È giunta ieri la triste notizia che l’attrice Shelley Duvall è morta nel sonno per complicazioni legate al diabete. Aveva 75 anni.
“La mia cara, dolce, meravigliosa compagna di vita e amica ci ha lasciato”, ha dichiarato Dan Gilroy, il suo compagno di vita, in un comunicato. “Troppe sofferenze ultimamente, ora è libera. Vola via, bellissima Shelley”.
Duvall è stata una delle attrici più celebri e affermate degli anni Settanta. Robert Altman ha lanciato la sua carriera affidandole uno dei ruoli principali nel suo classico Anche gli uccelli uccidono (1970). Ha continuato a lavorare con lei negli anni successivi nei Compari, Gang, Nashville e Tre donne. Woody Allen le diede l’opportunità di mostrare le sue doti comiche in Io e Annie (1977), tre anni prima di riunirsi con Altman per interpretare Olivia Oyl accanto a Robin Williams in Popeye – Braccio di Ferro.

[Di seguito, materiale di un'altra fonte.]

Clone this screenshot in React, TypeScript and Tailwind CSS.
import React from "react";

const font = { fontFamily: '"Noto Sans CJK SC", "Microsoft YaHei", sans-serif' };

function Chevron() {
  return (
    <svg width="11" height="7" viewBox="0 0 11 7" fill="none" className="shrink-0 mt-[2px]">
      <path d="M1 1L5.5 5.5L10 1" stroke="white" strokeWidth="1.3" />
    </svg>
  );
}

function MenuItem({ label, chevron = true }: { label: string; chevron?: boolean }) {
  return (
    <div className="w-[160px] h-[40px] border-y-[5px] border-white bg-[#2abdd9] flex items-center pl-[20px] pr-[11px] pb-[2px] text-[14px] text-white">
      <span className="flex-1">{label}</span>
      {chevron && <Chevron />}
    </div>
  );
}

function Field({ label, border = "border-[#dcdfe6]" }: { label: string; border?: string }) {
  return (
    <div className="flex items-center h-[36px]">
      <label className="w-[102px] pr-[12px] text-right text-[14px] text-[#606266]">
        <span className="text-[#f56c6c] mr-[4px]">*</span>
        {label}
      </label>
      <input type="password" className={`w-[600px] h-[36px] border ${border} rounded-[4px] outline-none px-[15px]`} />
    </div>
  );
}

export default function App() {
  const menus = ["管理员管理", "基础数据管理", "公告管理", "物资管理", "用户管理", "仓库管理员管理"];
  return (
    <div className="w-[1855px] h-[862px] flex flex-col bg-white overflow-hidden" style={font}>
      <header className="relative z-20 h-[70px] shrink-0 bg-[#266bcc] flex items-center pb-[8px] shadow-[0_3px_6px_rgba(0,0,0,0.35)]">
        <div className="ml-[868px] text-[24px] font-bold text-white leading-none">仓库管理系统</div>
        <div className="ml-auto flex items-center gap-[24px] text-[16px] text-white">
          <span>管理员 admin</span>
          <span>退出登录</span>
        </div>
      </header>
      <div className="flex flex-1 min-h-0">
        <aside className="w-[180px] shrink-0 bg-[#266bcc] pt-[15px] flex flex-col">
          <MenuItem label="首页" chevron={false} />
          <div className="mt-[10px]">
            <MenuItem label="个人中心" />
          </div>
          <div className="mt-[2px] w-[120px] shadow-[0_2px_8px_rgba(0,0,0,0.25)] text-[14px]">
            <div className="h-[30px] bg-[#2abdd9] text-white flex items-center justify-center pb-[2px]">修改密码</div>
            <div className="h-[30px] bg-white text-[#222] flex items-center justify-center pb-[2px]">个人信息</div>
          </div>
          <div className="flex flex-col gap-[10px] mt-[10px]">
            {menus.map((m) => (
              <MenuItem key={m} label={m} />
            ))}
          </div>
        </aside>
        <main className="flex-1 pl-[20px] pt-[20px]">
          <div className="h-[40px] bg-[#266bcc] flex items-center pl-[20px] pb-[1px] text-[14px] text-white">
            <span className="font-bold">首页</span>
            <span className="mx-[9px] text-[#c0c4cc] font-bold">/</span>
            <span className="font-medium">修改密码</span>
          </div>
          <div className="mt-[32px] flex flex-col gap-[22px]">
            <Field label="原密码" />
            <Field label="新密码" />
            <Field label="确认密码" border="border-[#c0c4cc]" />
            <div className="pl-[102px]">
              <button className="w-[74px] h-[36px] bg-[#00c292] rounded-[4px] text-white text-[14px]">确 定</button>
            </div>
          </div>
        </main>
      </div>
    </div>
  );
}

Ma la sua più grande impronta nella cultura pop l’ha lasciata poco prima di quest’ultimo film, quando Stanley Kubrick le affidò il ruolo di Wendy Torrance nel suo adattamento del romanzo horror di Stephen King Shining. Fu un film lungo e faticoso, in cui il personaggio della Duvall viveva in uno stato di isteria per gran parte del tempo.

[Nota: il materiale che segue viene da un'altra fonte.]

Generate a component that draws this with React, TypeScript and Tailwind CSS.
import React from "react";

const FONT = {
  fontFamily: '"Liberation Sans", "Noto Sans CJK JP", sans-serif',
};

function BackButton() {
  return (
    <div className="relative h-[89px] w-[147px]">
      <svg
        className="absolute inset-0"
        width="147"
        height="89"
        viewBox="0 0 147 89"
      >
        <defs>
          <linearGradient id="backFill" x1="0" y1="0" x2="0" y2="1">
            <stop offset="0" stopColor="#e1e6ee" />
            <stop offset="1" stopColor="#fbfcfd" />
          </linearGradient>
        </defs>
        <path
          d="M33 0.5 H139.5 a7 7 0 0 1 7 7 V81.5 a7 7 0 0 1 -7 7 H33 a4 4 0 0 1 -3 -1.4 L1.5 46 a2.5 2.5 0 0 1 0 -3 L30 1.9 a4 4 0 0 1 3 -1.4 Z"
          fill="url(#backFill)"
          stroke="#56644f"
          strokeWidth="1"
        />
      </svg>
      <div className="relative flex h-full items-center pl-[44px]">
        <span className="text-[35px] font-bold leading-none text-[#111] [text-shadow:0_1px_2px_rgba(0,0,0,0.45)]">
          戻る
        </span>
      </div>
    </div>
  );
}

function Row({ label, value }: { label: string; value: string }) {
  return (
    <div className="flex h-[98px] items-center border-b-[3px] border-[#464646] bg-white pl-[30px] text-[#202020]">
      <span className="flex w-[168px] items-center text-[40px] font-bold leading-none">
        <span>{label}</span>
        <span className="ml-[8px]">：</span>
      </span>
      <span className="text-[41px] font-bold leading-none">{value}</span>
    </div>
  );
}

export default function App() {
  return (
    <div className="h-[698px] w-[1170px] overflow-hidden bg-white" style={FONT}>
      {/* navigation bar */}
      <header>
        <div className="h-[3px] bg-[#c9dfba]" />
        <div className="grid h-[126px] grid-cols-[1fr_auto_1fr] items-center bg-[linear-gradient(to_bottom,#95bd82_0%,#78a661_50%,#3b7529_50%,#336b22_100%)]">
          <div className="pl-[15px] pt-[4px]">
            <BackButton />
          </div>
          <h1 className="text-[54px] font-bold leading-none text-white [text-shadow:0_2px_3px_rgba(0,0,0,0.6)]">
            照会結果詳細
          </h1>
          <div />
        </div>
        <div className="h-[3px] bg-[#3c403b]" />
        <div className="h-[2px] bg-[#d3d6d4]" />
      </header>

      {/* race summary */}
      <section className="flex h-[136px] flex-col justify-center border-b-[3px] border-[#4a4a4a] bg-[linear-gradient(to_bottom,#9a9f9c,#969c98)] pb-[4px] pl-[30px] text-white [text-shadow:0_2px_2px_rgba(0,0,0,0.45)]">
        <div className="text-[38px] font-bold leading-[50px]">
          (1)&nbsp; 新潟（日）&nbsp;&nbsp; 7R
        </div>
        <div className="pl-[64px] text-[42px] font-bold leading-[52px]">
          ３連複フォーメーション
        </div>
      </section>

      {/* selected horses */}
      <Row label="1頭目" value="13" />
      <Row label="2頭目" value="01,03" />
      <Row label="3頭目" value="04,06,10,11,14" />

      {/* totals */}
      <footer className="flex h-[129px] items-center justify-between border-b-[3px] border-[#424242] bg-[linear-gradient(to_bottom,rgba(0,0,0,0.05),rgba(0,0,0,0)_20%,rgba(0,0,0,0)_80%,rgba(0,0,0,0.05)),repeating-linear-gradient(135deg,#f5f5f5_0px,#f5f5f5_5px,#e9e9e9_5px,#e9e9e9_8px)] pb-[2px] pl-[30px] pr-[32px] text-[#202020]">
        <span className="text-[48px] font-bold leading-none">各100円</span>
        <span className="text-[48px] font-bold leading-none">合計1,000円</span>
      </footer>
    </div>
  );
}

“Affrontare giorno dopo giorno quel lavoro così straziante era quasi insopportabile”, disse Duvall a Roger Ebert nel dicembre del 1980. “Il personaggio di Jack Nicholson doveva essere sempre pazzo e arrabbiato. E io dovevo piangere 12 ore al giorno, tutto il giorno, per nove mesi di fila, cinque o sei giorni alla settimana. Sono stata su quel set un anno e un mese, e il giorno dopo la fine delle riprese ho pianto altre dodici ore… Dopo tutto quel lavoro, quasi nessuno o quasi ha parlato della mia interpretazione. Le recensioni parlavano solo di Kubrick, come se io non ci fossi”.

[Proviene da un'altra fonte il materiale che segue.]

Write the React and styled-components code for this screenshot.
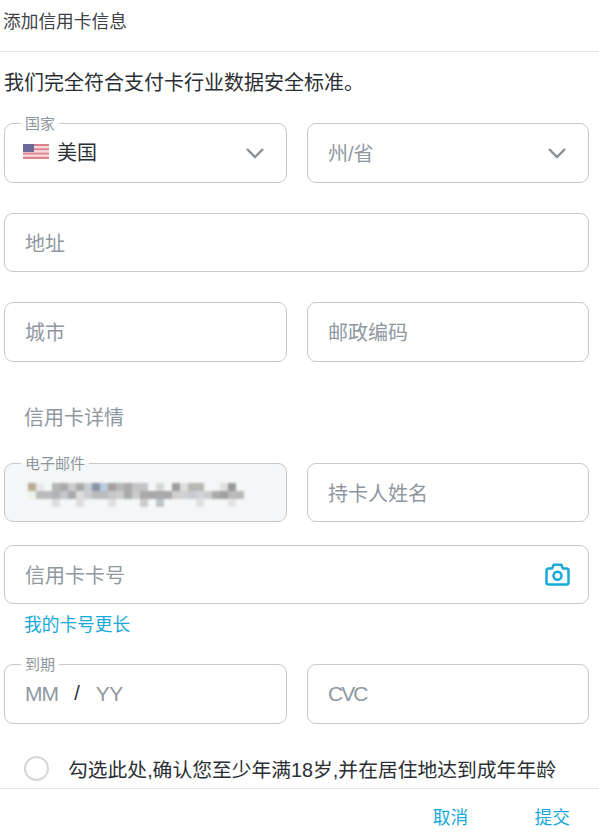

Una delle scene più famose si svolge circa a metà del film, quando la donna scopre che il romanzo a cui sta lavorando il marito non è altro che “il mattino ha l’oro in bocca” scritto più e più volte (un’invenzione di Kubrick assente nel romanzo originale). È costretta a difendersi con una mazza da baseball mentre lui si lancia verso di lei. “Wendy, tesoro, luce della mia vita”, ringhia Jack Nicholson. “Non ti farò niente. Solo che devi lasciarmi finire la frase. Ho detto che non ti farò niente. Soltanto quella testa te la spacco in due! Quella tua testolina te la faccio a pezzi!”.
Secondo la tradizione di Kubrick, girarono questa scena 127 volte. E secondo quanto dichiarato da Duvall, il duro trattamento che Kubrick le riservò sul set – raccontato nel documentario di Vivian Kubrick Making The Shining – contribuì ai problemi di salute mentale che l’attrice ebbe in seguito. Ma Duvall ha sempre insistito sul fatto che tutto questo non era vero. All’inizio di quest’anno, ha dichiarato al New York Times di avere un bel ricordo di quando mangiava da McDonald’s con Kubrick e giocava a scacchi con lui. Non lo ha mai incolpato per i problemi che ha avuto decenni dopo le riprese.
Ha anche detto di essere rimasta scioccata di fronte al film finito. “Ci sono state scene che non ho visto girare”, ha detto. “Avete presente la scena con le due gemelline in fondo al corridoio che poi si allontanano? E vedete cosa c’è dietro di loro? Era spaventosa, molto spaventosa…”.
Molti critici dell’epoca furono delusi dall’interpretazione di Duvall nel film. Fu persino nominata come peggior attrice ai primi Golden Raspberry Awards del 1981, premio poi vinto da Brooke Shields il suo ruolo in Laguna blu (John J.B. Wilson, ideatore del premio, ritirò la nomination nel 2022 dopo aver saputo come Kubrick l’aveva trattata sul set). E anche a Stephen King il film non piacque molto. “È così misogino”, ha detto a Rolling Stone nel 2014. “Wendy Torrance viene presentata come una specie di straccio urlante”.
La maggior parte dei cinefili oggi non è d’accordo con i critici cinematografici del 1980 e con lo stesso King. Il film è considerato un capolavoro dell’horror e l’interpretazione di Wendy Torrance da parte di Duvall viene celebrata pressoché da chiunque. Guardate ancora una volta la scena della “mazza”. Cercate di immaginare di vivere quella prova emotiva per 127 volte. È difficile pensare che qualcuno, a parte Duvall, ci possa riuscire.